Powell’s Dilemma: The Fed’s Balancing Act
Fed Chair Jerome Powell now faces conflicting pressures. On one hand, the White House is urging rate cuts to stimulate growth. On the other hand, ongoing tariff-induced price pressures pose their own inflation threat. At his May meeting, Powell maintained the federal funds rate at 4.25–4.50%, monitoring labor markets and prices for guidance instead of yielding to political pressure (Federal Reserve, May 2025).
Market projections now suggest a possible rate cut as soon as July, but only if hiring slows or inflation moves closer to the Fed’s 2% target (CME FedWatch, May 2025).
Trade Deals on the Horizon?
Amid these tensions, President Trump has indicated that new trade agreements “could very well be announced this week,” raising hopes that some tariffs may be eased in exchange for deals with India, South Korea, Japan — and potentially China, which holds approximately $800 billion in U.S. Treasuries (Reuters, May 2025). Whether these negotiations yield results — and whether they alleviate both economic and geopolitical concerns — will play a significant role in determining the trajectory of interest rates and the fortunes of private lenders in the months to come.
Credit Spreads and Market Liquidity
Meanwhile, credit market data highlight the pressure on capital costs. The spread on BBB-rated corporate bonds widened by 15 basis points in April, reflecting investor caution amid tariff uncertainty and slower growth (ICE BofA, May 2025). Leveraged loan spreads also increased, with the average margin for new issues rising to L+400 basis points, the highest level since late 2023 (LCD, May 2025). In the private credit secondary market, bid-ask spreads have widened as LPs reduce exposure, limiting liquidity for those looking to downsize risk (Preqin Secondary Markets Monitor, Q2 2025). These conditions raise funding costs for bridge loan and mezzanine financing, challenging lenders to maintain underwriting standards while preserving margins.
Implications for Private Lending
For private lenders and investors in the BPL space, the convergence of tighter policies, rising costs, and wavering demand presents both risks and opportunities. According to internal data from Private Lender Law, April 2025 marked the weakest origination month since April 2020, when the pandemic shut down markets. Early May has shown tentative signs of recovery, as investors dip their toes back in and borrowers carefully resume transactions.

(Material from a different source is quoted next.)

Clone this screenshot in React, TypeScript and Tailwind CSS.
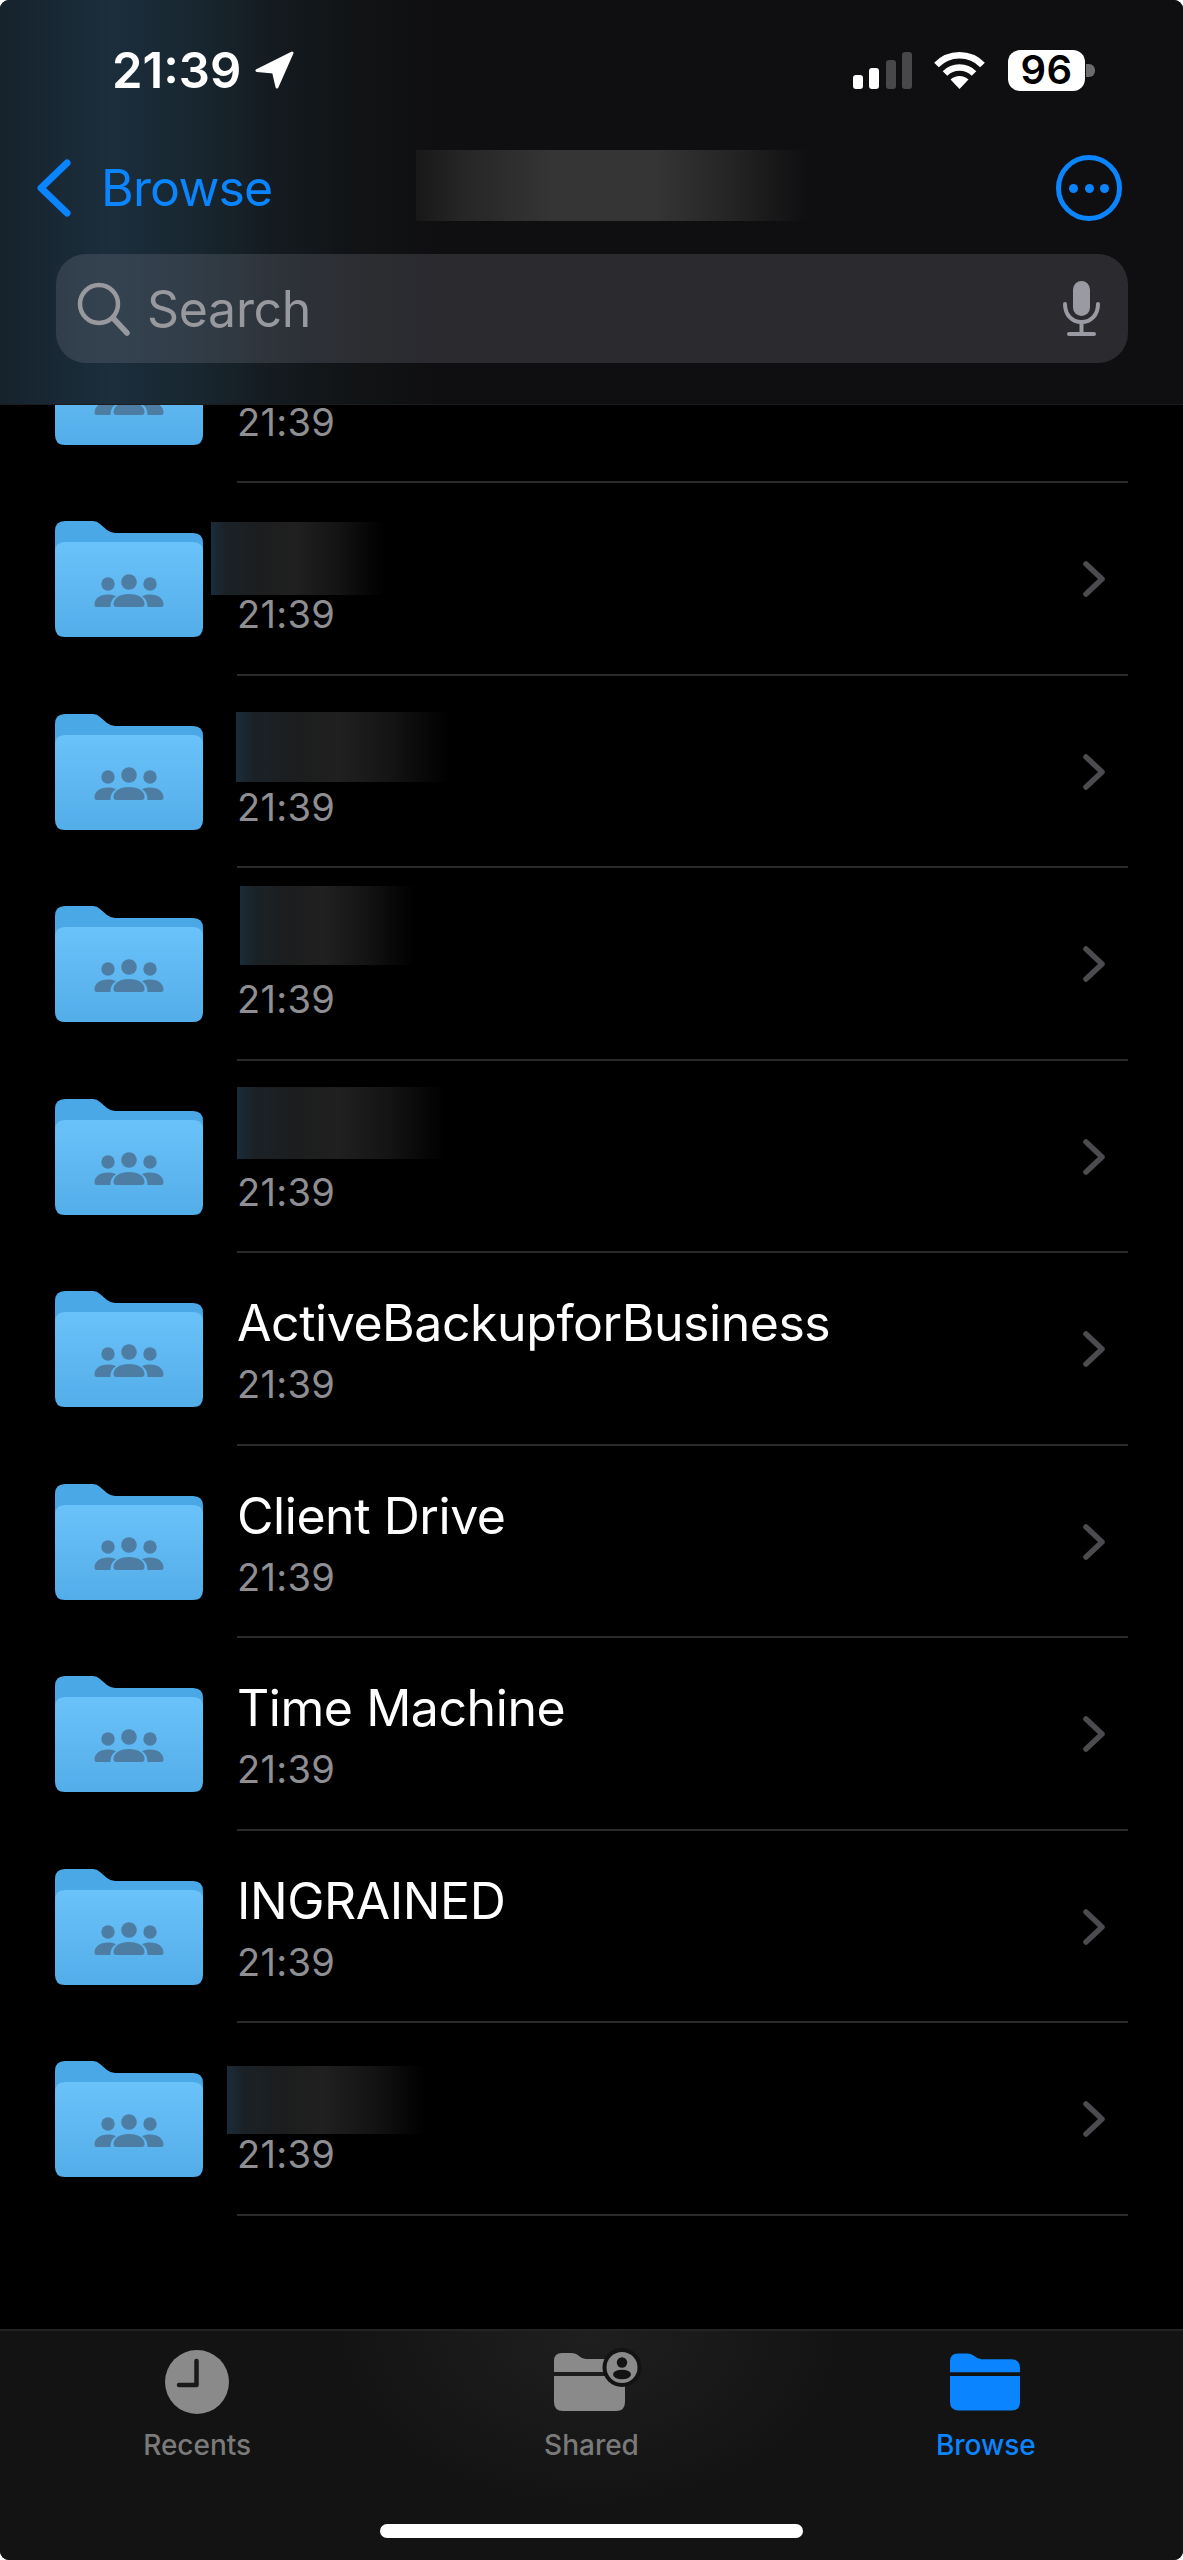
const rows = [
  { name: "" },
  { name: "", blur: "left-[-26px] top-[39px] h-[73px] w-[175px]" },
  { name: "", blur: "left-[-1px] top-[36px] h-[70px] w-[215px]" },
  { name: "", blur: "left-[3px] top-[18px] h-[79px] w-[175px]" },
  { name: "", blur: "left-[0px] top-[26px] h-[72px] w-[210px]" },
  { name: "ActiveBackupforBusiness" },
  { name: "Client Drive" },
  { name: "Time Machine" },
  { name: "INGRAINED" },
  { name: "", blur: "left-[-10px] top-[43px] h-[68px] w-[200px]" },
];

const FolderIcon = () => (
  <svg viewBox="0 0 148 116" className="h-[116px] w-[148px] shrink-0">
    <defs>
      <linearGradient id="front" x1="0" y1="0" x2="0" y2="1">
        <stop offset="0" stopColor="#6ac2fa" />
        <stop offset="1" stopColor="#53ade8" />
      </linearGradient>
    </defs>
    <path d="M0 10Q0 0 10 0H38Q42 0 45 3L52 9Q56 12 60 12H138Q148 12 148 22V60H0Z" fill="#4aa8e6" />
    <path d="M0 31Q0 21 10 21H138Q148 21 148 31V106Q148 116 138 116H10Q0 116 0 106Z" fill="url(#front)" />
    <g fill="#4d7da3">
      <circle cx="53" cy="63" r="6.7" />
      <circle cx="95" cy="63" r="6.7" />
      <circle cx="74" cy="61" r="7.8" />
      <path d="M58.5 83C58.5 77 65 73 74 73C83 73 89.5 77 89.5 83Q89.5 86 86.5 86H61.5Q58.5 86 58.5 83Z" />
      <path d="M39.5 83.5C39.5 77.5 45 73.5 53 73.5C56 73.5 59 74 61 75.5C57 77.5 55.5 81 55.5 86H42Q39.5 86 39.5 83.5Z" />
      <path d="M108.5 83.5C108.5 77.5 103 73.5 95 73.5C92 73.5 89 74 87 75.5C91 77.5 92.5 81 92.5 86H106Q108.5 86 108.5 83.5Z" />
    </g>
  </svg>
);

const TabFolder = ({ color, badge }: { color: string; badge?: boolean }) => (
  <svg viewBox="0 0 72 58" className={badge ? "-ml-[3px] h-[58px] w-[72px] overflow-visible" : "h-[58px] w-[71px]"}>
    <g fill={color}>
      <path d="M0 19V8Q0 0 8 0H17Q22 0 25 3Q28 6 32 6H62Q71 6 71 15V19Z" />
      <path d="M0 23H71V49Q71 58 62 58H9Q0 58 0 49Z" />
    </g>
    {badge && (
      <g>
        <circle cx="68" cy="14.5" r="19.5" fill="#131313" />
        <circle cx="68" cy="14.5" r="15.5" fill={color} />
        <circle cx="68" cy="9.5" r="5.2" fill="#131313" />
        <ellipse cx="68" cy="21.5" rx="9" ry="4.8" fill="#131313" />
      </g>
    )}
  </svg>
);

const Row = ({ name, blur }: { name: string; blur?: string }) => (
  <div className="relative flex h-[192.5px] items-center pl-[55px] pr-[55px]">
    <FolderIcon />
    <div className="relative ml-[34px] flex h-full flex-1 items-center justify-between self-stretch border-b-2 border-[#2a2a2c]">
      <div className="flex h-full flex-col pt-[39px]">
        <div className="h-[62px] text-[50px] leading-[62px] tracking-[-0.45px] text-white">{name}</div>
        <div className="mt-[15px] h-[30px] text-[38px] leading-[30px] tracking-[0.3px] text-[#8e8e93]">21:39</div>
      </div>
      <svg viewBox="0 0 22 36" className="mr-[23px] mt-[2px] h-[36px] w-[22px]" fill="none" stroke="#4b4b50" strokeWidth="5.5" strokeLinecap="round" strokeLinejoin="round">
        <path d="M3 3L19 18L3 33" />
      </svg>
      {blur && (
        <div className={`absolute bg-[linear-gradient(90deg,#1a2c3a_0%,#1a2227_8%,#1c1d1e_28%,#202020_48%,#141414_72%,#050505_92%,#000000_100%)] ${blur}`} />
      )}
    </div>
  </div>
);

export default function App() {
  return (
    <div className="h-[2560px] w-full bg-white [font-family:Inter,sans-serif]">
      <div className="flex h-full flex-col overflow-hidden rounded-[9px] bg-black">
        <header className="relative z-10 h-[405px] shrink-0 border-b border-[#1c1c1e] bg-[linear-gradient(90deg,#16222c_0px,#1b2e3c_110px,#18262f_200px,#141a1f_280px,#111315_360px,#0f0f11_440px)]">
          <div className="flex h-[140px] items-center justify-between pl-[112px] pr-[88px]">
            <div className="flex items-center gap-[14px]">
              <span className="text-[49px] font-semibold leading-none text-white">21:39</span>
              <svg viewBox="0 0 39 38" className="h-[38px] w-[39px]" fill="#fff" stroke="#fff" strokeWidth="3" strokeLinejoin="round">
                <path d="M37 2L2 19.5L18.5 21L22 36Z" />
              </svg>
            </div>
            <div className="flex items-center">
              <div className="flex h-[37px] items-end gap-[6.5px]">
                <div className="h-[14px] w-[10px] rounded-[3px] bg-white" />
                <div className="h-[21px] w-[10px] rounded-[3px] bg-white" />
                <div className="h-[29px] w-[10px] rounded-[3px] bg-[#48484a]" />
                <div className="h-[37px] w-[10px] rounded-[3px] bg-[#48484a]" />
              </div>
              <svg viewBox="0 0 53 38" className="ml-[21px] h-[38px] w-[53px]" fill="none" stroke="#fff">
                <path d="M3.5 14A32 32 0 0 1 49.5 14" strokeWidth="6.5" />
                <path d="M12 22.5A20.5 20.5 0 0 1 41 22.5" strokeWidth="6.5" />
                <path d="M26.5 38L17.5 28.5A13 13 0 0 1 35.5 28.5Z" fill="#fff" stroke="none" />
              </svg>
              <div className="ml-[22px] flex h-[41px] w-[77px] items-center justify-center rounded-[12px] bg-white text-[40px] font-semibold leading-none tracking-[0.3px] text-black">
                96
              </div>
              <div className="ml-[1px] h-[13px] w-[9px] rounded-r-[6px] bg-[#6d6d70]" />
            </div>
          </div>
          <div className="relative flex h-[96px] items-center justify-between pl-[37px] pr-[61px]">
            <div className="flex items-center gap-[30px]">
              <svg viewBox="0 0 34 58" className="h-[58px] w-[34px]" fill="none" stroke="#0a84ff" strokeWidth="7" strokeLinecap="round" strokeLinejoin="round">
                <path d="M30 4L4 29L30 54" />
              </svg>
              <span className="text-[50px] leading-none tracking-[-0.8px] text-[#0a84ff]">Browse</span>
            </div>
            <div className="absolute left-[416px] top-[10px] h-[71px] w-[396px] bg-[linear-gradient(90deg,#181818_0%,#262626_12%,#353535_35%,#353535_60%,#242424_80%,#121214_96%,#0f0f11_100%)]" />
            <div className="flex h-[66px] w-[66px] items-center justify-center gap-[6.5px] rounded-full border-[5px] border-[#0a84ff]">
              <div className="h-[9px] w-[9px] rounded-full bg-[#0a84ff]" />
              <div className="h-[9px] w-[9px] rounded-full bg-[#0a84ff]" />
              <div className="h-[9px] w-[9px] rounded-full bg-[#0a84ff]" />
            </div>
          </div>
          <div className="ml-[56px] mr-[55px] mt-[18px] flex h-[109px] items-center rounded-[30px] bg-[#8f8f9c]/[0.22] pl-[20px] pr-[28px]">
            <svg viewBox="0 0 54 54" className="h-[54px] w-[54px] shrink-0" fill="none" stroke="#98989f" strokeWidth="4.5" strokeLinecap="round">
              <circle cx="23" cy="22" r="19" />
              <path d="M37 36L51 51" strokeWidth="5.5" />
            </svg>
            <span className="ml-[17px] flex-1 text-[50px] leading-none tracking-[-0.3px] text-[#98989f]">Search</span>
            <svg viewBox="0 0 37 55" className="h-[55px] w-[37px]" fill="none" stroke="#9a9aa2" strokeWidth="4" strokeLinecap="round">
              <rect x="10" y="0" width="17" height="35" rx="8.5" fill="#9a9aa2" stroke="none" />
              <path d="M2 23C2 34 9 41 18.5 41C28 41 35 34 35 23" />
              <path d="M18.5 41V52M6 53H31" />
            </svg>
          </div>
        </header>

        <main className="min-h-0 flex-1 overflow-hidden">
          <div className="-mt-[114.5px]">
            {rows.map((row, index) => (
              <Row key={index} name={row.name} blur={row.blur} />
            ))}
          </div>
        </main>

        <nav className="flex h-[231px] shrink-0 flex-col border-t-2 border-[#232323] bg-[radial-gradient(ellipse_260px_180px_at_590px_0px,#1f1f1f_0%,#131313_100%)]">
          <div className="grid grid-cols-3 pt-[19px]">
            <div className="flex flex-col items-center">
              <svg viewBox="0 0 64 64" className="h-[64px] w-[64px]">
                <circle cx="32" cy="32" r="32" fill="#8a8a8a" />
                <path d="M31.5 11V35H14" fill="none" stroke="#1a1a1a" strokeWidth="4.5" strokeLinecap="round" strokeLinejoin="round" />
              </svg>
              <span className="mt-[11px] text-[28px] font-medium leading-[40px] text-[#7a7a7a]">Recents</span>
            </div>
            <div className="flex flex-col items-center">
              <div className="flex h-[64px] items-center">
                <TabFolder color="#8a8a8a" badge />
              </div>
              <span className="mt-[11px] text-[28px] font-medium leading-[40px] text-[#7a7a7a]">Shared</span>
            </div>
            <div className="flex flex-col items-center">
              <div className="flex h-[64px] items-center">
                <TabFolder color="#0a84ff" />
              </div>
              <span className="mt-[11px] text-[28px] font-medium leading-[40px] text-[#0a84ff]">Browse</span>
            </div>
          </div>
          <div className="mx-auto mt-[59px] h-[14px] w-[423px] rounded-full bg-white" />
        </nav>
      </div>
    </div>
  );
}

However, the underlying current remains turbulent, and professionals across the industry are preparing for potential headwinds. With banks strengthening reserves against recession risks, private credit — particularly asset-backed RTL and DSCR financing — continues to attract capital due to its agility and yield advantages.
For private lending, specifically the RTL and DSCR products, to succeed, the economy must promote a viable and certain transactional world. Any further disruption will hinder the private lending industry’s ability to grow and thrive.
Outlook and Strategies for Lenders
To navigate these choppy waters, private lenders should:
» Prioritize asset-backed structures and conservative loan-to-value ratios to reduce collateral valuation risk.
» Maintain strong liquidity buffers and diversify funding sources, including warehouse lines, institutional credit, and NAV financing.
» Keep a close eye on trade negotiation developments and adjust pricing models to reflect tariff-related input costs.
» Utilize flexible covenants and stress-testing frameworks to guard against rapid rate changes or credit shocks.
» Form institutional partnerships to tap into the sustainable demand for direct lending and asset-backed credit strategies.
My advice: Proceed with caution, preserve liquidity, and always remember “You never know when you’re going to need a bigger boat.”